Ma ritorniamo indietro nel tempo quando ogni settimana mi recavo in Mugello a fare fotografie. Qualche volta durante i miei giri lo trovavo seduto su uno sgabello davanti al cavalletto, pennello in mano gli occhi fissi su di un vecchio casolare, lavorare di colori. Gli presentavo qual-che mia fotografia di paesaggi e gli domandavo il suo parere «bella foto-grafia, ma è la tua macchina che lo ruba alla natura tu fai uno scatto e il paesaggio è bello e pronto. Ma io caro Tofanari il paesaggio lo creo con i miei colori, come lo vedo come lo voglio, è tanta la differenza tra le tue foto e quello che faccio io.»
Un giorno gli raccontai come Berenson avesse desiderato ritornare alla Pieve di Sant'Agata. Vi era stato una prima volta per discutere su di un quadro che volevano di Agnolo Gaddi mentre lui asseriva essere di Bicci di Lorenzo. Poi il sogno si avverò, una telefonata di Berenson sia a me che al parroco della Pieve ne preannunziava l' arrivo. Ed ecco il bel pomeriggio arrivare una piccola vettura nera fermarsi proprio davanti alla Pieve. E tutti noi, Gigi di Gosto che ci teneva tanto, il parroco ed io ad accogliere il grande studioso e critico d' arte Bernardo Berenson. Gigi il pittore, sembrava pazzo dalla gioia di stringere la mano a Berenson, poi tutti dietro al parroco in chiesa. «Lei professore conosce bene la Pieve, guardi qui tutte le reliquie monumentali affastellate alla peggio intorno al Battistero e che dire dell'accecamento del grande occhio che si apriva al sommo della facciata» il parroco sembrava proprio mortificato dalle ardite iniziative di un antico predecessore che dopo aver guastato la chiesa innalzò una canonica grande come un convento; Berenson rimase zitto, non volle né approvare né aprire discussione in proposito, volle rivedere quel matrimonio mistico che lui assegnò un tempo a Bicci di Lorenzo, lodò in modo particolare la bella e antica patera etrusca sopra il portone della Pieve, poi dopo averci salutati tutti, prese la sua piccola vettura e non ritornò ai Tatti, ma volle andare a Latera a visitare la casa della povera Lisabetta. Chissà poi se sarà stata quella la sua vera casa. Ne conosceva la storia, una povera donna che durante la pestilenza del 1630 presa dal terribile morbo preferì abbandonare figli e marito per non contaminarli e andò a morire lontano.

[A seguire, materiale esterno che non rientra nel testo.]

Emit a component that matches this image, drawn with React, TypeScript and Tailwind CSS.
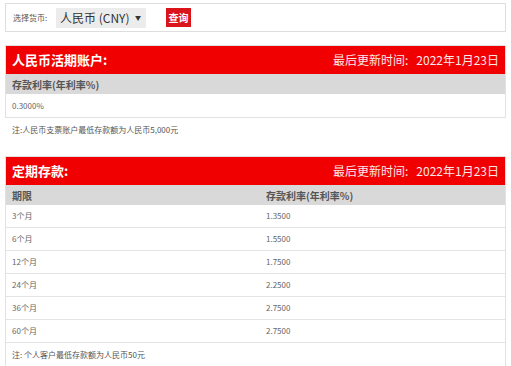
const FIXED = [
  { term: '3个月', rate: '1.3500' },
  { term: '6个月', rate: '1.5500' },
  { term: '12个月', rate: '1.7500' },
  { term: '24个月', rate: '2.2500' },
  { term: '36个月', rate: '2.7500' },
  { term: '60个月', rate: '2.7500' },
];

function RedHeader({ title }: { title: string }) {
  return (
    <div className="flex items-center justify-between h-[28px] bg-[#f00000] px-[6px] text-white">
      <span className="text-[13px] font-bold">{title}</span>
      <span className="text-[12px] text-[#fde8e8]">最后更新时间:&nbsp;&nbsp;&nbsp;2022年1月23日</span>
    </div>
  );
}

export default function App() {
  return (
    <div
      className="w-[511px] h-[366px] overflow-hidden bg-white text-[#444] px-[5px] pt-[3px]"
      style={{ fontFamily: '"Noto Sans CJK SC", "Noto Sans", sans-serif' }}
    >
      <div className="flex items-center h-[29px] border border-[#dedede] pl-[7px]">
        <span className="text-[8px] text-[#555] w-[43px]">选择货币:</span>
        <div className="flex items-center justify-between w-[90px] h-[20px] bg-[#ececec] pl-[4px] pr-[5px]">
          <span className="text-[12px] text-[#333]">人民币 (CNY)</span>
          <span className="text-[6px] text-[#333]">▼</span>
        </div>
        <div className="ml-[20px] flex items-center justify-center w-[25px] h-[19px] bg-[#d9141b] text-white text-[10px] font-bold">
          查询
        </div>
      </div>

      <div className="mt-[13px] border border-[#e2e2e2]">
        <RedHeader title="人民币活期账户:" />
        <div className="h-[20px] bg-[#d9d9d9] flex items-center px-[6px] text-[10px] font-bold text-[#555]">
          存款利率(年利率%)
        </div>
        <div className="h-[23px] flex items-center px-[6px] text-[8px] text-[#666]">0.3000%</div>
      </div>

      <div className="h-[24px] flex items-center pl-[7px] text-[8px] text-[#555]">
        注:人民币支票账户最低存款额为人民币5,000元
      </div>

      <div className="mt-[14px] border border-[#e2e2e2]">
        <RedHeader title="定期存款:" />
        <div className="h-[20px] bg-[#d9d9d9] grid grid-cols-[254px_1fr] items-center px-[6px] text-[10px] font-bold text-[#555]">
          <span>期限</span>
          <span>存款利率(年利率%)</span>
        </div>
        {FIXED.map((r) => (
          <div
            key={r.term}
            className="h-[23px] grid grid-cols-[254px_1fr] items-center px-[6px] text-[8px] text-[#666] border-b border-[#e4e4e4]"
          >
            <span>{r.term}</span>
            <span>{r.rate}</span>
          </div>
        ))}
        <div className="h-[24px] flex items-center px-[6px] text-[8px] text-[#555]">
          注: 个人客户最低存款额为人民币50元
        </div>
      </div>
    </div>
  );
}
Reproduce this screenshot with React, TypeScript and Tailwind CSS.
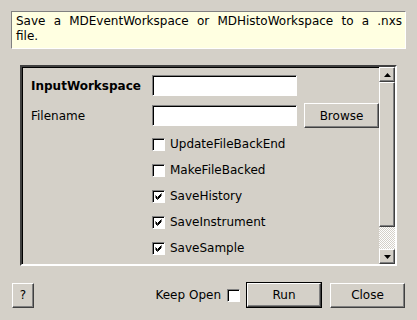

Mentre nella piazza prospiciente la Pieve il sole al tramonto coloriva di rosa la nuda facciata, dal basso giù per la via una voce giovanile cantava:

l'amore gli è come l'ellera
dove s'attacca more
così, così il mi core
mi si è attaccato a te.

Rividi molto tempo dopo Bernardo Berenson ed insieme ricordammo la visita a Sant'Agata.
«Mi scordai di vedere i due vecchi vespasiani» mi disse, «sarà per una prossima volta. Mi saluti quel suo amico pittore, che tipo alla buona, deve saper dipingere bene. Lo saluti e gli faccia gli auguri di buon lavoro.»
Ricordi di due grandi figure che oggi non esistono più: Bernardo Berenson e Luigi Savi detto Gigi di Gosto... ricordi.